Mass the next morning was at 6:45 and I caught the 7:45 train. The river was beautiful, so calm and hazy one could not see the opposite shore. Bouncing Betsy and sweet clover made the air sweet.

Easton Again

July 21

It is 9:00 in the evening and still light enough to sit outside and write. An almost full moon is coming up over the hill. I am sitting on Tamar’s front step, between the forsythia bush and the mulberry tree, watching the kittens. The mother cat is chasing crickets. It is clear up here but over the town there is a pall of smoke from all the factories. An airplane flies overhead, a night bird cries out, the ewe under the cherry trees, now returned, bleats for her two adventurous lambs. The other sheep, which Fr. Magee gave Tamar and David for a wedding present, runs around loose with the little kid of the Angora goat. Every now and then they come up on the porch of the little cabin I occupy on the farm and stampede around. The other night I was saying my prayers, and the big round sheep with the long solemn face and the tiny little kid stood at the door looking in at me with great interest. We owe a great debt of gratitude to that sheep. We have 16 skeins of wool, which cost only $1.80 to spin. With the three additional sheep we will be able to weave quite a bit of cloth. We have not as yet found a loom and are looking for a small one which can be moved around from room to room on the farm.

Weather

During the month there was a regular twister here in Easton and Phillipsburg. One house was washed down a cliff and six people killed. Our own wheat crop was ruined and the corn, cabbage and tomatoes were spoiled for miles around. The farmers have suffered a great loss. The storm lasted for four hours. Six inches of rain fell and terrible hail for a noisy half hour broke the windows in the greenhouses near the town. The lightning struck many small trees on our place but through it all the children on the farm slept and the animals–cow, heifer, calf, sheep, goats and pigs, bowed their heads meekly out there in the fields and “weathered” the storm. They are an example to us.

Mott Street Again

Up at 6:00 and down to St. Andrew’s for 7 o’clock Mass which Msgr. Nelson says. He hears confessions after this Mass every morning. Then a leisurely walk through Columbus Square and Mulberry Park where cats and fellow workers from our breadline sleep side by each these hot days and nights. Then a pause to talk to Katie on the corner about some assistance we need to give to some of our poorer neighbors.
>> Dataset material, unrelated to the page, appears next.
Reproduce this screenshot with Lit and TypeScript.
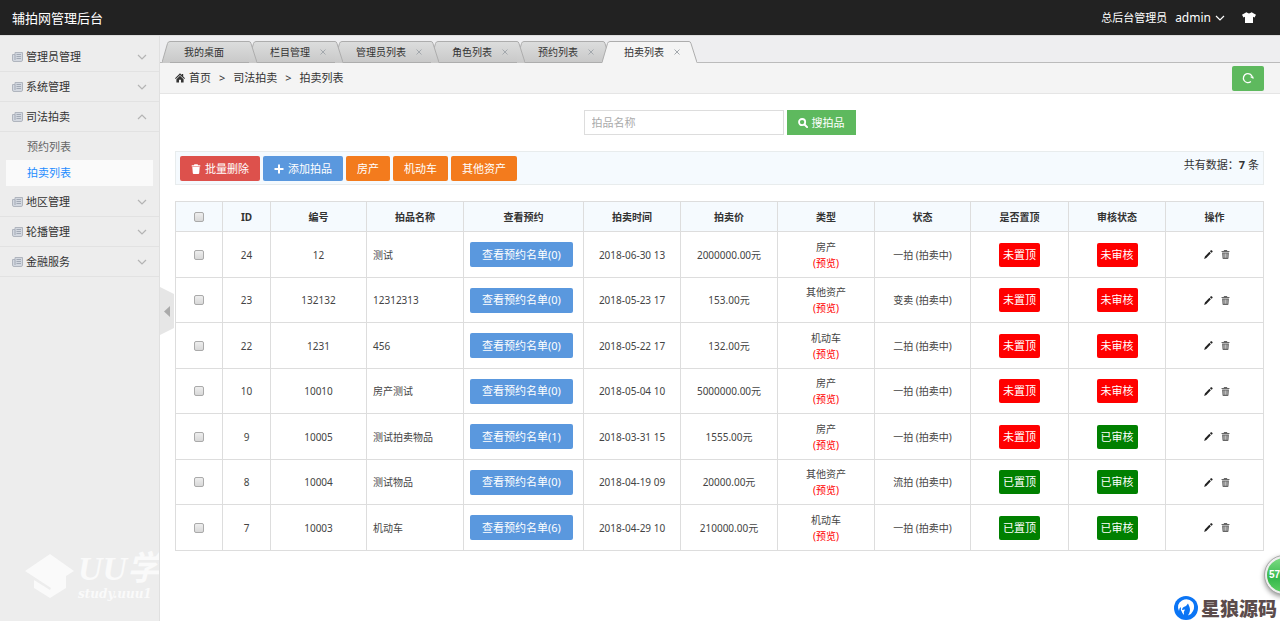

Katie has just been on pilgrimage, an annual event with her and her sister and daughter and other relatives who make up a group from Mott street. Another group go from Mulberry street.

Every year on the eve of the feast of Our Lady of Mt. Carmel, pilgrims gather from the Italian parishes in all five boroughs and walk to the church on First avenue and 115th St. Katie and her sister go in socks, two or three pair, but the younger women go barefoot. They start out from Hester street, which is our corner, at 10:00 at night, and walk over to First avenue and then straight up to 115th St. They arrive at their destination at 1:00 in the morning in time for the first Mass of the feast and there is a beautiful sermon and all receive communion and then make their way home again by car or bus for breakfast and a few hours of sleep. Katie was on the job at 6:00 the next morning and working all day selling vegetables and she never felt tired at all, she said.

“It was so beautiful, walking up along the river, and the air was so fresh and cool,” she said. “We stopped to look at the water and at the boats and we enjoyed ourselves. We do this every year–it is a promise we all make to Our Lady of Mt. Carmel. Next year, you go with us, if we are alive,” she added.

Pilgrimage

Because we have long been planning a pilgrimage, and because we missed this one, we will make a pilgrimage on the Feast of the Seven Sorrows of the Blessed Virgin Mary, September 15, to the Shrine of Mother Cabrini, walking from the Catholic Worker headquarters to the shrine at 701 Washington Ave. (around 185th St.), where the body of this American saint, Italian born, rests today. If we leave at ten in the evening, Katie, the experienced pilgrim assures us, we will arrive in time for the first Mass the next morning. This is walking at pilgrim’s pace, of course. We chose this time of the year, since it is easier to walk lightly clad than it is in the winter, impeded by many garments.

We will make the pilgrimage to beg our Blessed Mother to intercede for us to bring about peace.